Authors: O.V. Dobrovolskiy, V.M. Bevz, E. Begun, R. Sachser, R.V. Vovk, and M. Huth
Phys. Rev. Applied 11, 054064
Abstract: The dynamics of Abrikosov vortices in superconductors is usually limited to vortex velocities v≈1 km/s, above which samples abruptly transit into the normal state. In the Larkin-Ovchinnikov framework, near the critical temperature, this transition is because of a flux-flow instability triggered by the reduction of the viscous drag coefficient due to the quasiparticles leaving the vortex cores.
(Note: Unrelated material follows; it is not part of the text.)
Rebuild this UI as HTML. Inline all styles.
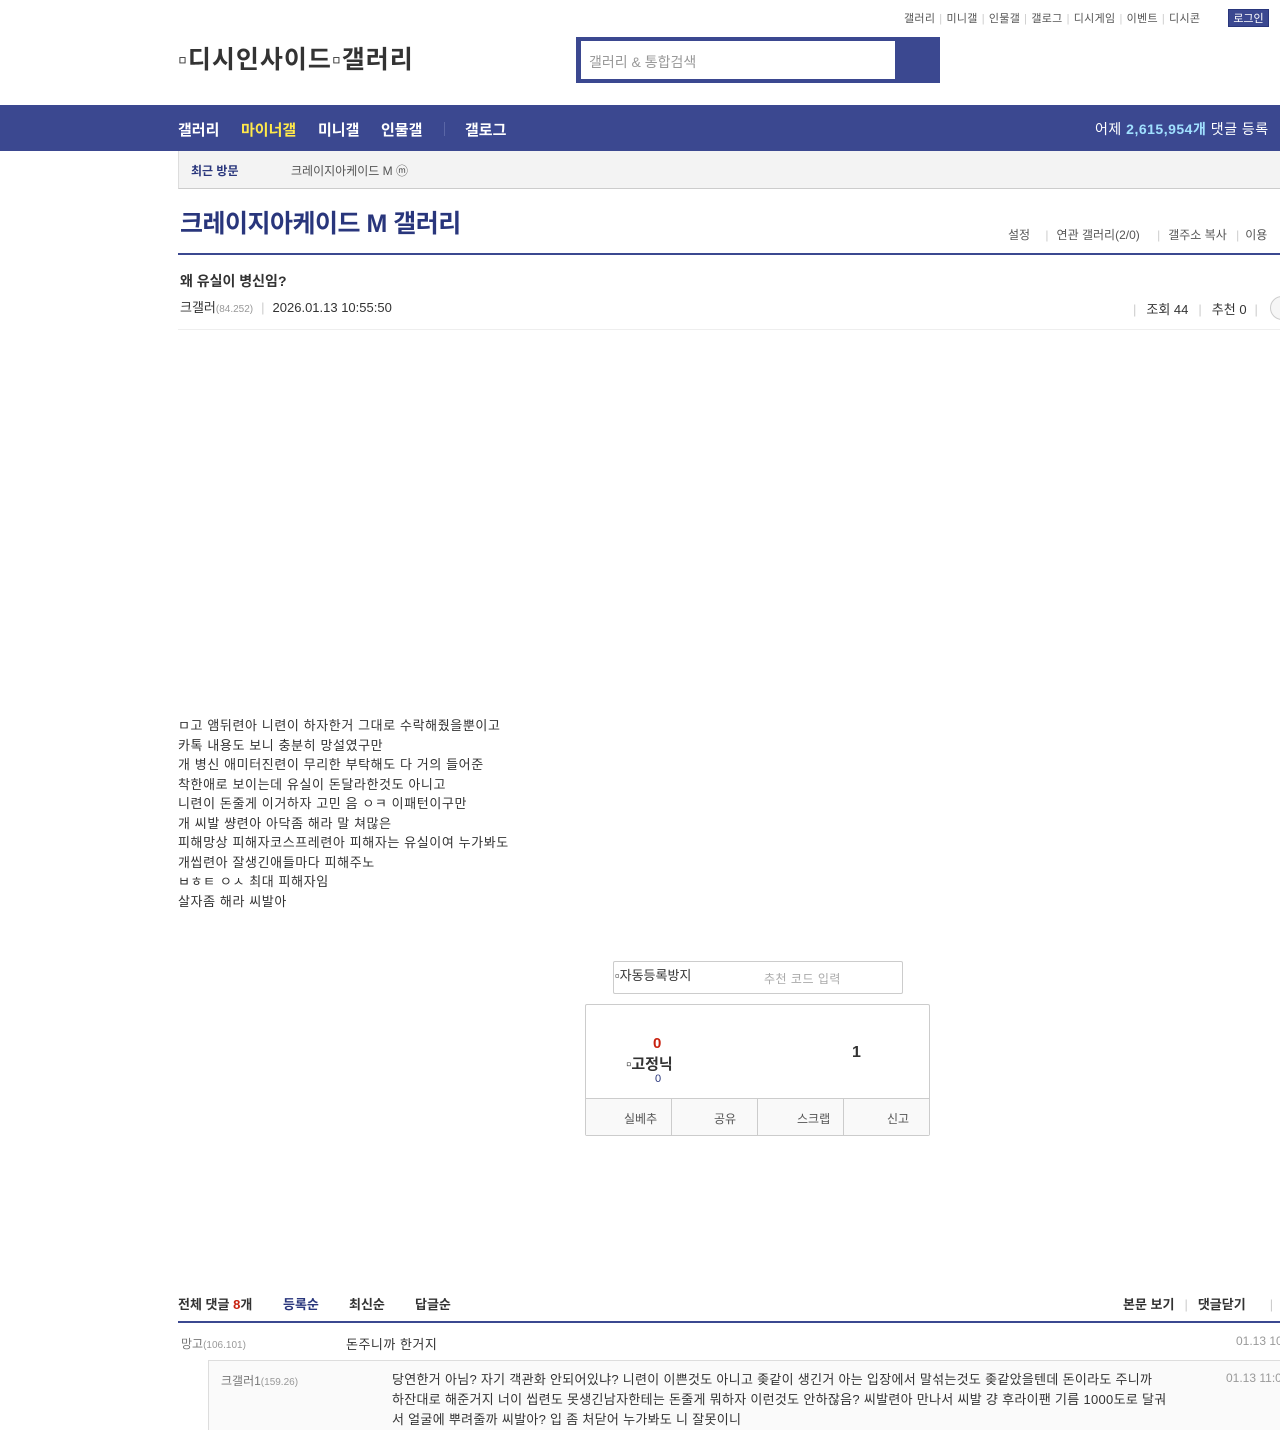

While the existing instability theories rely upon a uniform spatial distribution of vortex velocities, the measured (mean) value of v is always smaller than the maximal possible one, since the distribution of v never reaches the δ-functional shape. Here, by guiding magnetic flux quanta at a tilt angle of 15∘ with respect to a Co nanostripe array, we speed up vortices to 3–6 km/s. These exceed v in the reference as-grown Nb films by almost an order of magnitude and are only a factor of about 3 smaller than the maximal vortex velocities observed in superconductors so far. We argue that such high v values appear in consequence of a collective dynamic ordering when all vortices move in the channels with the same pinning strength and exhibit a very narrow distribution of v. Our findings render the well-known vortex guiding effect to open prospects for investigations of ultrafast vortex dynamics.